The word "al-Falaq" in the first verse, a generic term referring to the process of 'splitting', has been restricted in most translations to one particular type of splitting, namely 'daybreak' or 'dawn'.

Verse 4 refers to one of the soothsayer's techniques: partially tying a knot, uttering a curse, spitting into the knot and pulling it tight. In the pre-Islamic period, soothsayers claimed the power to cause various illnesses. According to soothsayers the knot had to be found and untied before the curse could be lifted. This practice is condemned in verse 4.

==Text and meaning==
===Text and transliteration===
- Hafs from Aasim ibn Abi al-Najud

Bismi l-lāhi r-raḥmāni r-raḥīm(i)

¹ Qul ’a‘ūdhu birabbi l-falaq(i)

² Min sharri mā khalaq(a)

³ Wamin sharri ghāsiqin ’idhā waqab(a)

⁴ Wamin sharrin n-naffāthāti fi l-‘uqad(i)

⁵ Wamin sharri ḥāsidin idhā ḥasad(a)

- Warsh from Nafi‘ al-Madani

Bismi l-lāhi r-raḥmāni r-raḥīm(i)

¹ Qu ‘ūdhu birabbi l-falaq(i)

² Min sharri mā khalaq(a)

³ Wamin sharri ghāsidhā waqab(a)

⁴ Wamin sharrin n-naffāthāti fi l-‘uqad(i)

⁵ Wamin sharri ḥāsidhā ḥasad(a)

===Meanings===

Say: "I seek refuge with (Allah) the Lord of the daybreak,

"From the evil of what He has created;

"And from the evil of the darkening (night) as it comes with its darkness; (or the moon as it sets or goes away).

"And from the evil of the witchcrafts when they blow in the knots,

"And from the evil of the envier when he envies."

Translation: Noble Quran, 1990

Say, "I seek refuge in the Lord of daybreak

From the evil of that which He created

And from the evil of darkness when it settles

And from the evil of the blowers in knots

And from the evil of an envier when he envies."

Translation: Saheeh International, 1997

Say: I seek refuge with the Lord of the Dawn

From the mischief of created things;

From the mischief of Darkness as it overspreads;

From the mischief of those who practise secret arts;

And from the mischief of the envious one as he practises envy.

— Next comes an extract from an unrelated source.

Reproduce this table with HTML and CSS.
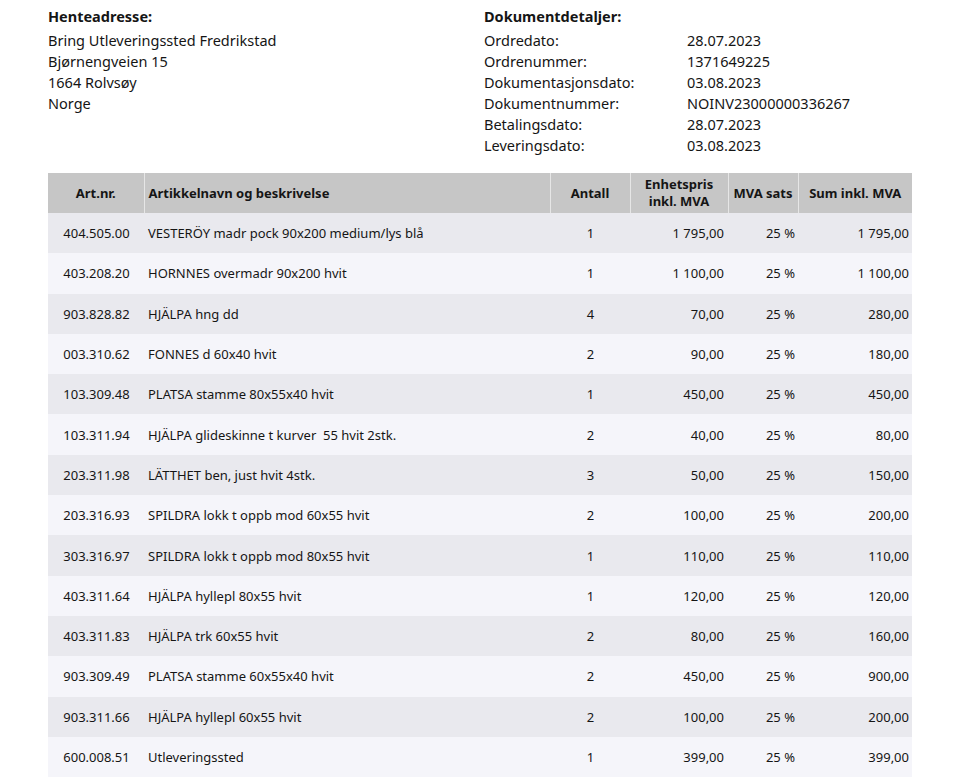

Translation: Yusuf Ali, 1934

Say: I seek refuge in the Lord of the Daybreak

From the evil of that which He created;

From the evil of the darkness when it is intense,

And from the evil of malignant witchcraft,

And from the evil of the envier when he envieth.

Translation: Pickthall, 1930

==Hadith==
The first and foremost exegesis/tafsir of the Qur'an is found in hadith of Muhammad. Although scholars including ibn Taymiyyah claim that Muhammad has commented on the whole of the Qur'an, others including Ghazali cite the limited amount of narratives, thus indicating that he has commented only on a portion of the Qur'an. Ḥadīth (حديث) is literally "speech" or "report", that is a recorded saying or tradition of Muhammad validated by isnad; with Sirah Rasul Allah these comprise the sunnah and reveal shariah. According to Aishah, the life of Muhammad was practical implementation of Qur'an. Therefore, higher count of hadith elevates the importance of the pertinent surah from a certain perspective. This surah was held in special esteem in hadith, which can be observed by these related narratives. According to hadith, Muhammad used to recite this surah before sleeping every night.

- Abu 'Abdullah narrated that Ibn 'Abis Al-Juhani told him that: The Messenger of God [SAW] said to him: "O Ibn 'Abis, shall I not tell you of the best thing with which those who seek refuge with Allah may do so?" He said: "Yes, O Messenger of Allah." He said: "Say: I seek refuge with (Allah) the Lord of the daybreak." (Al-Falaq), "Say: I seek refuge with (Allah) the Lord of mankind." (Al-Nas) - these two Surahs."

- Aishah reported: Whenever the Messenger of Allah (ﷺ) went to bed, he would blow upon his hands recite Al-Mu'awwidhat; and pass his hands over his body (Al-Bukhari and Muslim).
- Aishah said : Every night when the prophet (May peace be upon him) went to his bed, he joined his hands and breathed into them, reciting into them: "say: he is Allah, One" (Al-Ikhlas) and say; I seek refuge in the Lord of the dawn (Al-Falaq) and Say: I seek refuge in the Lord of men (Al-Nas). Then he would wipe as much of his body as he could with his hands, beginning with his head, his face and the front of his body, doing that three times.

- Uqba ibn Amir reported: The Messenger of Allah (ﷺ) said: "Do you not know that last night certain Ayat were revealed the like of which there is no precedence. They are: 'Say: I seek refuge with (Allah) the Rubb of the daybreak' (Al-Falaq), and 'Say: I seek refuge with (Allah) the Rubb of mankind' (Surah 114)."

- It is narrated from Muhammad that whoever recites this Surah in the month of Ramadhan in any of his prayers, it is as if he has fasted in Makkah and he will get the reward for performing Hajj and ‘Umra.
- Imam Muhammad al-Baqir said that in the prayer of Shafa’a (in Salaatul-layl) one should recite Surah al-Falaq in the first rak’aat and an-Naas in the second.